Brain networks and nicotine addiction
The Hindu
A study of patients who quit smoking spontaneously reveals brain networks that are associated with alcohol and other forms of addiction
Joutsa, J., Moussawi, K., Siddiqi, S.H. et al. Brain lesions disrupting addiction map to a common human brain circuit. Nat Med (2022).
https://doi.org/10.1038/s41591-022-01834-y
By studying brain scans of human patients who incurred lesions in their brains after an accident, and then spontaneously quit smoking, researchers map out the brain networks associated with addiction. The study published in Nature Medicine sheds light on areas of the brain that can be used as target for modulation and therapy for addiction to nicotine or alcohol. The authors of the paper caution that more larger studies need to be done to ascertain what side effects such modulation and therapy will produce.
Substance use is a term in common parlance that includes the use of a range of products, including psychoactive drugs. Psychoactive drugs are substances which when taken or administered into the system cause an alteration in mental processes, such as perception, consciousness, cognition and mood or emotions. Psychoactive drugs include alcohol and nicotine. While not all of these are addictive, substance use disorders are a major health hazard. They affect 8-10% of adult population and are a leading cause of death. Hence there is an interest in understanding how to treat addictions and substance use disorders.
Among these, tobacco alone is a major factor, and the data on tobacco use is grim. India is the second largest consumer of tobacco. According to the Global Adult Tobacco Survey (2016-17) nearly 267 million adults (15 years and above) in India, which is about 29% of India’s adult population, use tobacco in some form or the other. To add one more datapoint to this, about 8 million people annually die because of tobacco use — that is nearly half the people who use it — and of this, over 7 million are primary users and around 1.2 million are non-smokers exposed to tobacco in a passive manner.
Treatment for substance use disorders are inadequate and do not show promise in the long term. New methods of treatment try modulating specific parts of the brain which are believed to be implicated in addiction. Now, a study published in Nature Medicine tries to identify the network of regions in the brain that are involved in substance addiction. The study finds that brain lesions that lead to spontaneous remission of tobacco addiction in people affect a part of a common brain network. Further, they find evidence of commonality of this network across different substance addictions and this seems to suggest new targets for neuromodulation therapies.

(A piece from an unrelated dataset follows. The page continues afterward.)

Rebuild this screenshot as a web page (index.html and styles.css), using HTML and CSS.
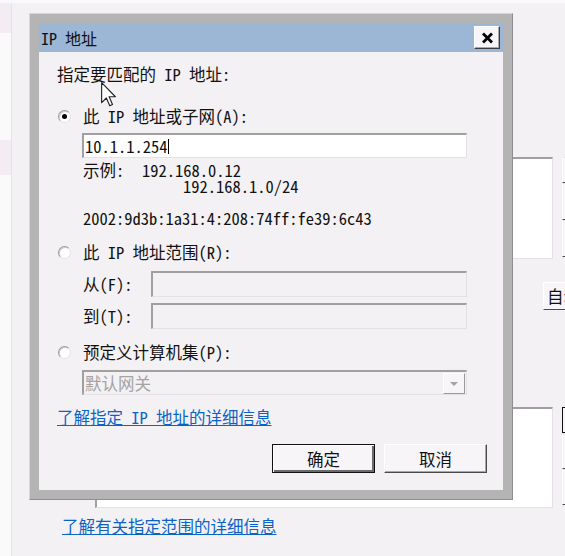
FILE: index.html
```html
<!DOCTYPE html>
<html lang="zh-CN">
<head>
  <meta charset="UTF-8">
  <meta name="viewport" content="width=device-width, initial-scale=1.0">
  <title>IP 地址</title>
  <link rel="stylesheet" href="styles.css">
</head>
<body>
  <div class="desk">
    <div class="side">
      <span class="side__tab"></span>
      <span class="side__tab side__tab--low"></span>
    </div>

    <!-- 뒤쪽 창 -->
    <div class="main">
      <div class="bgRow bgRow--top">
        <div class="bgBox bgBox--top"></div>
        <div class="slivers">
          <span class="sliver sliver--s"></span>
          <span class="sliver sliver--m"></span>
          <span class="sliver sliver--m"></span>
        </div>
      </div>
      <button class="autoBtn">自动(U)...</button>
      <div class="bgRow bgRow--low">
        <div class="bgBox bgBox--low"></div>
        <div class="slivers">
          <span class="sliver sliver--s sliver--def"></span>
          <span class="sliver sliver--l"></span>
          <span class="sliver sliver--l"></span>
        </div>
      </div>
      <a href="#" class="bgLink">了解有关指定范围的详细信息</a>
    </div>

    <!-- IP 주소 대화상자 -->
    <div class="dialog">
      <div class="window">
        <div class="titlebar">
          <span class="title">IP 地址</span>
          <button class="closeBtn" aria-label="关闭">
            <svg width="13" height="12" viewBox="0 0 13 12"><path d="M2 1.5 L11 10.5 M11 1.5 L2 10.5" stroke="#000" stroke-width="2.8" fill="none"/></svg>
          </button>
        </div>

        <div class="body">
          <p class="lead">指定要匹配的 IP 地址:</p>

          <div class="opt opt--first"><span class="radio radio--on"></span>此 IP 地址或子网(A):</div>
          <div class="field field--wide"><span>10.1.1.254</span><span class="caret"></span></div>
          <div class="example"><span class="example__label">示例:</span><span>192.168.0.12</span></div>
          <div class="example example--indent">192.168.1.0/24</div>
          <div class="example example--v6">2002:9d3b:1a31:4:208:74ff:fe39:6c43</div>

          <div class="opt opt--range"><span class="radio"></span>此 IP 地址范围(R):</div>
          <div class="rangeRow"><span class="rangeRow__label">从(F):</span><span class="field field--off"></span></div>
          <div class="rangeRow rangeRow--to"><span class="rangeRow__label">到(T):</span><span class="field field--off"></span></div>

          <div class="opt opt--set"><span class="radio"></span>预定义计算机集(P):</div>
          <div class="combo">
            <span class="combo__text">默认网关</span>
            <span class="combo__arrow"></span>
          </div>

          <a href="#" class="hint">了解指定 IP 地址的详细信息</a>

          <div class="actions">
            <button class="btn btn--default">确定</button>
            <button class="btn">取消</button>
          </div>
        </div>
      </div>
    </div>

    <svg class="pointer" width="15" height="25" viewBox="0 0 12 20">
      <path d="M0.5 0.5 L0.5 16.5 L4.3 12.8 L7 19 L9.2 18 L6.5 11.8 L11.5 11.8 Z" fill="#fff" stroke="#222" stroke-width="0.9" stroke-linejoin="round"/>
    </svg>
  </div>
</body>
</html>
```

FILE: styles.css
```css
* { padding:0; margin:0; box-sizing:border-box; font-family:"Noto Sans Mono CJK SC", "Noto Sans CJK SC", sans-serif; }
a { color:inherit; }
button { font:inherit; color:inherit; cursor:default; }

:root {
  --color-bg: #f4f1f4;
  --color-frame: #b4b4b4;
  --color-title: #9cb6d6;
  --color-link: #0b63c6;
  --color-shade: #a0a0a0;
  --color-light: #e4e1e4;
  --font-size: 16.5px;
}

body {
  background-color: var(--color-bg);
}

.desk {
  position: relative;
  width: 565px;
  height: 556px;
  display: flex;
  overflow: hidden;
  border-top: 3px solid #faf9fa;
  font-size: var(--font-size);
  line-height: 16px;
  color: #111;
}

/* 왼쪽 띠 */
.side {
  width: 12px;
  flex: none;
  display: flex;
  flex-direction: column;
  background-color: #fbfafb;
  border-right: 1px solid #e6e2e6;
}

.side__tab {
  height: 30px;
  background-color: #f3ecf2;
}

.side__tab--low {
  margin-top: 107px;
  height: 35px;
}

.main {
  flex: 1;
  overflow: hidden;
}

.bgRow {
  display: flex;
  align-items: flex-start;
}

.bgRow--top { margin-top: 154px; }
.bgRow--low { margin-top: 97px; }

.bgBox {
  flex: none;
  width: 458px;
  margin-left: 83px;
  background-color: #fff;
  border-top: 2px solid var(--color-shade);
  border-left: 2px solid var(--color-shade);
  border-right: 1px solid var(--color-light);
  border-bottom: 1px solid var(--color-light);
}

.bgBox--top { height: 102px; }
.bgBox--low { height: 101px; }

.slivers {
  flex: none;
  width: 20px;
  margin-left: 9px;
  display: flex;
  flex-direction: column;
}

.sliver {
  background-color: #f7f5f7;
  border-left: 1px solid #fff;
  border-bottom: 1px solid #4a4a4a;
  border-top: 1px solid #e8e5e8;
}

.sliver--s { height: 26px; }
.sliver--m { height: 37px; }
.sliver--l { height: 36px; }

.sliver--def {
  border: 1px solid #111;
}

.autoBtn {
  display: block;
  width: 70px;
  height: 28px;
  margin-top: 23px;
  margin-left: 531px;
  padding-left: 3px;
  text-align: left;
  white-space: nowrap;
  background-color: #f7f5f7;
  border: 1px solid;
  border-color: #fff #4a4a4a #4a4a4a #fff;
}

.bgLink {
  display: inline-block;
  margin-top: 10px;
  margin-left: 50px;
  color: var(--color-link);
}

/* 대화상자 */
.dialog {
  position: absolute;
  left: 29px;
  top: 10px;
  padding: 9px;
  background-color: var(--color-frame);
  border: 1px solid;
  border-color: #d6d6d6 #8e8e8e #8e8e8e #d6d6d6;
}

.window {
  width: 464px;
  height: 467px;
  display: flex;
  flex-direction: column;
  background-color: var(--color-bg);
}

.titlebar {
  height: 29px;
  display: flex;
  align-items: center;
  justify-content: space-between;
  padding: 0 3px 0 2px;
  background-color: var(--color-title);
}

.title {
  font-size: 16px;
}

.closeBtn {
  width: 26px;
  height: 23px;
  display: flex;
  align-items: center;
  justify-content: center;
  background-color: #f7f5f7;
  border: 1px solid;
  border-color: #fff #3c3c3c #3c3c3c #fff;
  box-shadow: inset -1px -1px #a8a8a8;
}

.body {
  flex: 1;
  display: flex;
  flex-direction: column;
  align-items: flex-start;
  padding: 14px 16px 0 18px;
}

.lead { height: 16px; }

.opt {
  height: 16px;
  display: flex;
  align-items: center;
  white-space: nowrap;
}

.opt--first { margin-top: 26px; }
.opt--range { margin-top: 18px; }
.opt--set { margin-top: 15px; }

.radio {
  position: relative;
  width: 13px;
  height: 13px;
  margin: 0 12px 0 1px;
  border-radius: 50%;
  background-color: #fff;
  border: 1px solid;
  border-color: #9a9a9a #e2e2e2 #e2e2e2 #9a9a9a;
  box-shadow: inset 1px 1px #cfcfcf;
}

.radio--on::after {
  content: "";
  position: absolute;
  left: 3px;
  top: 3px;
  width: 5px;
  height: 5px;
  border-radius: 50%;
  background-color: #000;
}

.field {
  display: flex;
  align-items: center;
  height: 26px;
  width: 316px;
  padding-left: 1px;
  background-color: #fff;
  border-top: 2px solid var(--color-shade);
  border-left: 2px solid var(--color-shade);
  border-right: 1px solid var(--color-light);
  border-bottom: 1px solid var(--color-light);
}

.field--wide {
  width: 385px;
  height: 25px;
  margin-top: 9px;
  margin-left: 25px;
}

.field--off {
  background-color: var(--color-bg);
}

.caret {
  width: 1px;
  height: 15px;
  background-color: #000;
}

.example {
  height: 16px;
  margin-top: 4px;
  margin-left: 26px;
  display: flex;
  white-space: nowrap;
}

.example__label { width: 59px; }

.example--indent {
  margin-top: 0;
  margin-left: 126px;
}

.example--v6 { margin-top: 16px; }

.rangeRow {
  display: flex;
  align-items: center;
  margin-top: 11px;
  margin-left: 26px;
}

.rangeRow--to { margin-top: 6px; }

.rangeRow__label {
  width: 68px;
  white-space: nowrap;
}

.combo {
  display: flex;
  align-items: center;
  justify-content: space-between;
  width: 385px;
  height: 25px;
  margin-top: 10px;
  margin-left: 25px;
  padding: 0 1px 0 1px;
  color: #a3a3a3;
  border-top: 2px solid var(--color-shade);
  border-left: 2px solid var(--color-shade);
  border-right: 1px solid var(--color-light);
  border-bottom: 1px solid var(--color-light);
}

.combo__arrow {
  position: relative;
  width: 22px;
  height: 21px;
  background-color: #f7f5f7;
  border: 1px solid;
  border-color: #fff #9a9a9a #9a9a9a #fff;
}

.combo__arrow::after {
  content: "";
  position: absolute;
  left: 6px;
  top: 8px;
  border-left: 4px solid transparent;
  border-right: 4px solid transparent;
  border-top: 4px solid #a3a3a3;
}

.hint {
  height: 16px;
  margin-top: 14px;
  color: var(--color-link);
  white-space: nowrap;
}

.actions {
  align-self: stretch;
  display: flex;
  justify-content: flex-end;
  gap: 9px;
  margin-top: 19px;
}

.btn {
  width: 103px;
  height: 29px;
  background-color: #f7f5f7;
  border: 1px solid;
  border-color: #fff #4a4a4a #4a4a4a #fff;
  box-shadow: inset -1px -1px #a8a8a8;
}

.btn--default {
  border-color: #111;
  box-shadow: inset 1px 1px #fff, inset -2px -2px #6a6a6a;
}

.pointer {
  position: absolute;
  left: 101px;
  top: 79px;
}
```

The researchers studied the brain scans of 129 patients addicted to smoking at the time they suffered localised brain damage. Of these, 60% were male and their average age was 56 years. Of the 129, 34 patients experienced spontaneous addiction remission following the injury. That is, they were able to quit smoking without experiencing craving or relapse. They also show that though the lesions associated with remission occurred in many different places in the brain, these can be mapped to a specific brain network. Additionally they found this network was reproducible in the case of other substances of abuse, in independent groups of people with lesions. These included people with reduced risk of alcohol addiction and case reports of lesions that disrupted addiction to substances other than nicotine.